What you are asked to do: Without the pictures, reproduce the records that follow exactly.

Stored records:
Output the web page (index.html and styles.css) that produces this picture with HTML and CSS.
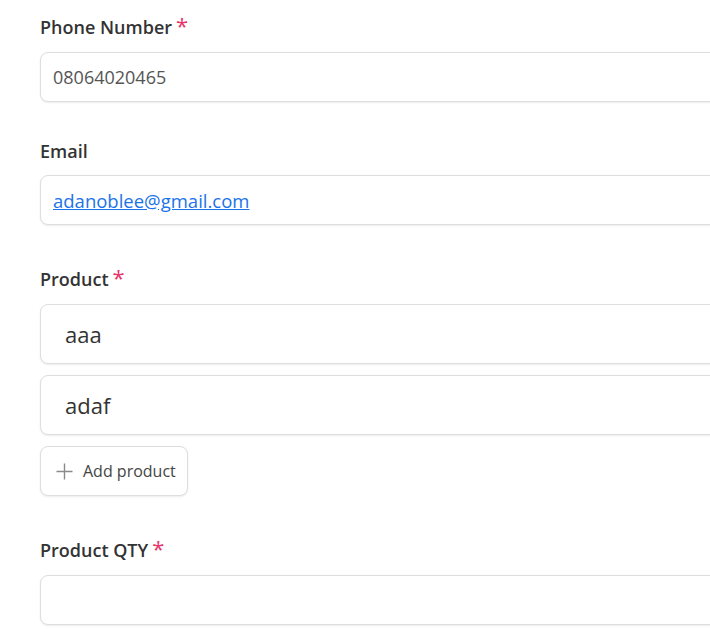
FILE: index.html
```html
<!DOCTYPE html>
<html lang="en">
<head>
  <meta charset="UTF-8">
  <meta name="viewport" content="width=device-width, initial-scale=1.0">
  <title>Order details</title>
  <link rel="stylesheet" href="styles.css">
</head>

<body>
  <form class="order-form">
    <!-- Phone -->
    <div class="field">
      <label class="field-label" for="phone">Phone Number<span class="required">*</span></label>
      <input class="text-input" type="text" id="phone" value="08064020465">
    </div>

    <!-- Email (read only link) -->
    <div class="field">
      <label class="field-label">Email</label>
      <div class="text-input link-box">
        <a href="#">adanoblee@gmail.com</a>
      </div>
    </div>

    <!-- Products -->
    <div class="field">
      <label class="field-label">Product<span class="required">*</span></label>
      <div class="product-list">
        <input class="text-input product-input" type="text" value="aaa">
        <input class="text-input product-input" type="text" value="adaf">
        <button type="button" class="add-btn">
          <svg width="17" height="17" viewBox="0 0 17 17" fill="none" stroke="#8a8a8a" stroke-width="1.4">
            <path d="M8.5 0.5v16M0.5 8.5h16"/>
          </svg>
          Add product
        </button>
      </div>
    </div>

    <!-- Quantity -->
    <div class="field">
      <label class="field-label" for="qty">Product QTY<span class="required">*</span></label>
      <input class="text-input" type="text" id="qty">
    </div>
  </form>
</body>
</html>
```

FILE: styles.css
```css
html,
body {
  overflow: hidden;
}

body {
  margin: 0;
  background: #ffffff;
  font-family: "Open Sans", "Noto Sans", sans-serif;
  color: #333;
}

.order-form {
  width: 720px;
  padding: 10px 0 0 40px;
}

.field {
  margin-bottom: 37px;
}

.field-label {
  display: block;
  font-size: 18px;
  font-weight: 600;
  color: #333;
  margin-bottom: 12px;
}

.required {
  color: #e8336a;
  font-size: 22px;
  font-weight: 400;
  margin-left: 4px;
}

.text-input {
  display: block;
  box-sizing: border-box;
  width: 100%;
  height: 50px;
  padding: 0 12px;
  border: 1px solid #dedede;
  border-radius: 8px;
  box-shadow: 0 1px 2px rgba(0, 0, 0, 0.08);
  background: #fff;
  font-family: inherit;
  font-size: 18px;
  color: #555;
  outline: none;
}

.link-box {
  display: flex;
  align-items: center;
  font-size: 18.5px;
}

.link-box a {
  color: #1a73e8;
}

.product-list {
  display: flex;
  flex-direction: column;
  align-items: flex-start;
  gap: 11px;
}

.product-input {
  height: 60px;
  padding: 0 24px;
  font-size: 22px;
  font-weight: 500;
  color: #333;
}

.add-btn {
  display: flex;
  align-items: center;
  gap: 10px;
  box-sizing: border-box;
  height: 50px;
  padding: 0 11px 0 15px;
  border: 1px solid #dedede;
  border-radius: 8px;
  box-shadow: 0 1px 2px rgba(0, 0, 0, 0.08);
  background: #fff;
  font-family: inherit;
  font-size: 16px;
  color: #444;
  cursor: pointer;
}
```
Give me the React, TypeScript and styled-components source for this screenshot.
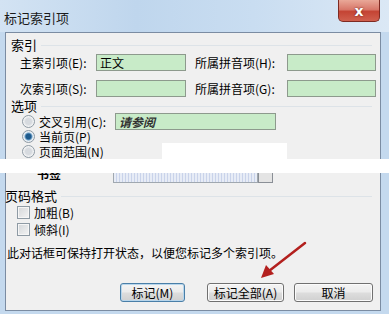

Final result:
Output the web page (index.html and styles.css) that produces this picture with HTML and CSS.
FILE: index.html
```html
<!DOCTYPE html>
<html lang="en">
<head>
  <meta charset="UTF-8">
  <meta name="viewport" content="width=device-width, initial-scale=1.0">
  <title>Order details</title>
  <link rel="stylesheet" href="styles.css">
</head>

<body>
  <form class="order-form">
    <!-- Phone -->
    <div class="field">
      <label class="field-label" for="phone">Phone Number<span class="required">*</span></label>
      <input class="text-input" type="text" id="phone" value="08064020465">
    </div>

    <!-- Email (read only link) -->
    <div class="field">
      <label class="field-label">Email</label>
      <div class="text-input link-box">
        <a href="#">adanoblee@gmail.com</a>
      </div>
    </div>

    <!-- Products -->
    <div class="field">
      <label class="field-label">Product<span class="required">*</span></label>
      <div class="product-list">
        <input class="text-input product-input" type="text" value="aaa">
        <input class="text-input product-input" type="text" value="adaf">
        <button type="button" class="add-btn">
          <svg width="17" height="17" viewBox="0 0 17 17" fill="none" stroke="#8a8a8a" stroke-width="1.4">
            <path d="M8.5 0.5v16M0.5 8.5h16"/>
          </svg>
          Add product
        </button>
      </div>
    </div>

    <!-- Quantity -->
    <div class="field">
      <label class="field-label" for="qty">Product QTY<span class="required">*</span></label>
      <input class="text-input" type="text" id="qty">
    </div>
  </form>
</body>
</html>
```

FILE: styles.css
```css
html,
body {
  overflow: hidden;
}

body {
  margin: 0;
  background: #ffffff;
  font-family: "Open Sans", "Noto Sans", sans-serif;
  color: #333;
}

.order-form {
  width: 720px;
  padding: 10px 0 0 40px;
}

.field {
  margin-bottom: 37px;
}

.field-label {
  display: block;
  font-size: 18px;
  font-weight: 600;
  color: #333;
  margin-bottom: 12px;
}

.required {
  color: #e8336a;
  font-size: 22px;
  font-weight: 400;
  margin-left: 4px;
}

.text-input {
  display: block;
  box-sizing: border-box;
  width: 100%;
  height: 50px;
  padding: 0 12px;
  border: 1px solid #dedede;
  border-radius: 8px;
  box-shadow: 0 1px 2px rgba(0, 0, 0, 0.08);
  background: #fff;
  font-family: inherit;
  font-size: 18px;
  color: #555;
  outline: none;
}

.link-box {
  display: flex;
  align-items: center;
  font-size: 18.5px;
}

.link-box a {
  color: #1a73e8;
}

.product-list {
  display: flex;
  flex-direction: column;
  align-items: flex-start;
  gap: 11px;
}

.product-input {
  height: 60px;
  padding: 0 24px;
  font-size: 22px;
  font-weight: 500;
  color: #333;
}

.add-btn {
  display: flex;
  align-items: center;
  gap: 10px;
  box-sizing: border-box;
  height: 50px;
  padding: 0 11px 0 15px;
  border: 1px solid #dedede;
  border-radius: 8px;
  box-shadow: 0 1px 2px rgba(0, 0, 0, 0.08);
  background: #fff;
  font-family: inherit;
  font-size: 16px;
  color: #444;
  cursor: pointer;
}
```
Give me the React, TypeScript and styled-components source for this screenshot.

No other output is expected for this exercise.